Jimmy Stirling’s DWP Diary: Do dodgy companies have access to my data?


In his first update of 2017, 62-year-old Jimmy Stirling is concerned about dodgy approaches by individuals who have access to his information on government websites

I AM Jimmy Stirling, a 62-year-old unemployed graphic designer, photographer and musician, single grandfather and social housing tenant living in Glasgow.

I receive Jobseeker’s Allowance of £50 per week and have a very small pension payment of just under £25 per week. I do voluntary work for my neighbouring community and look after one of my granddaughters for two days per week.

I was recently conscripted to take part in the UK Government’s Community Work Programme, where I would be forced to work for my Jobseeker’s Allowance, which I see as slave labour. This not volunteering, this is not being paid a wage, this is conscription.

I am against this terrible programme and this is my experience in trying to avoid a six-month, 30-hours-per-week sentence just to juggle the government’s statistics to make them look good.

Below is my latest diary update. You can read the others here.

4 January 2017

It was an early start to the year and back to the Jobcentre to sign on. I got the fair and respectful lady again, wished her a happy new year and signed on. Straightforward.

18 January 2017

Regular signing day and my work coach was not there, so I had a different person who I had not dealt with before. She said the same of me.

The short signing-on period extended to 30 minutes as she had to fill out a form on her computer that, apparently, my work coach was supposed to update fortnightly. So, she had to retype all my relevant information yet again. After this was done, it was observed that the electronic signing-on system was not working, so I had to revert to the half size bookies-style pen to sign on paper.

I asked her about whether the Jobcentre would be closing. She told me that they had heard bits and pieces over the last few months but still don’t know what is to happen. I mentioned that I would have an extra 15-20 minute walk should I have to go to an alternative Jobcentre but I added that it was not as bad as those in Castlemilk who have to walk to Newlands, which is much further away for claimants. She agreed.

26 January 2017

An odd thing happened.

I received an email from a recruitment company asking me to come to an interview for the position of a call centre advisor. What was odd about it? I didn’t apply for the job; my name wasn’t on the email; it didn’t tell me where the interview was to be held. 

I had to call a mobile number or reply to the email. The email address of the company was a .gmail address, which made me a bit suspicious.

I called the number and got a message stating that the office was closed for the Christmas period! I sent an email back stating that I was available but that I had no record or recollection of applying for the post.

I had a return email telling me that the post was included on the Directgov website before the new year. The Directgov website is the one the DWP uses to advertise jobs. It is possible on the site, if you choose, to have a public CV where companies can head hunt.

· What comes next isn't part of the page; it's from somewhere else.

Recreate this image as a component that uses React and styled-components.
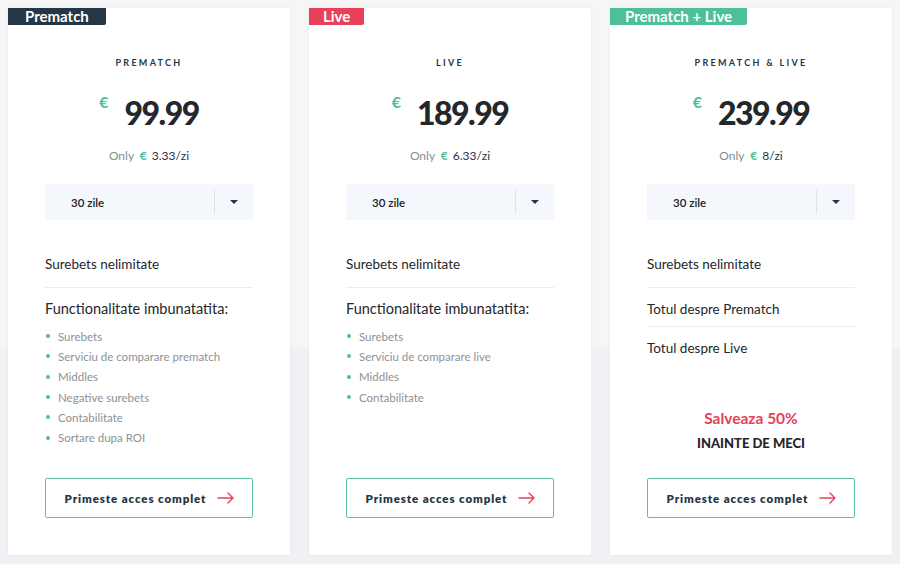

I was not happy with this, that a post appeared out of the blue, so I did a bit of googling and found out the recruitment company was a one-person show with no website, no landline number and, from what I could glean, had some sort of premises in Dundee. 

I also found out that the only online reference to this company was a Facebook presence with hardly any information apart from the mobile number and the person’s personal email address.

I returned an email to the company explaining all of the above points and that I was not sure of its credentials. I received an email later telling me that its credentials were not in question and that, “I recruit for several companies throughout Scotland, i do not have a website page, there is a (company name) Facebook page and im not in the habit of publishing my landline number for any job vacancies.”

Notice the lack of a capital “I”. I contacted my Jobcentre to advise them of this and that I was not happy about what I considered an unprofessional approach from this company.

The Jobcentre noted my concern and said they would look into it. We shall see.

30 January 2017

Well, I thought that the last epistle I received was odd until I got another odd one.

“I wonder if you are able to help I am currently recruiting a Digital Marketing Executive to join a well established organisation based in Edinburgh. Salary circa £25,000.

“Whilst this role might not be for you, you may know of someone who would fit the bill. Benefit from our refer a friend scheme if the candidate you recommend is successful at interview for this vacancy.”

So, ignore me and then ask me to put you on to someone else?

1 February 2017

Normal signing day, but I waited 20 minutes to be attended to. My usual work coach was back from his travels and meetings. Once again I was encouraged to apply for civil service posts within the DWP section.

I still get anxious when attending to sign on, I just never know what may hit me.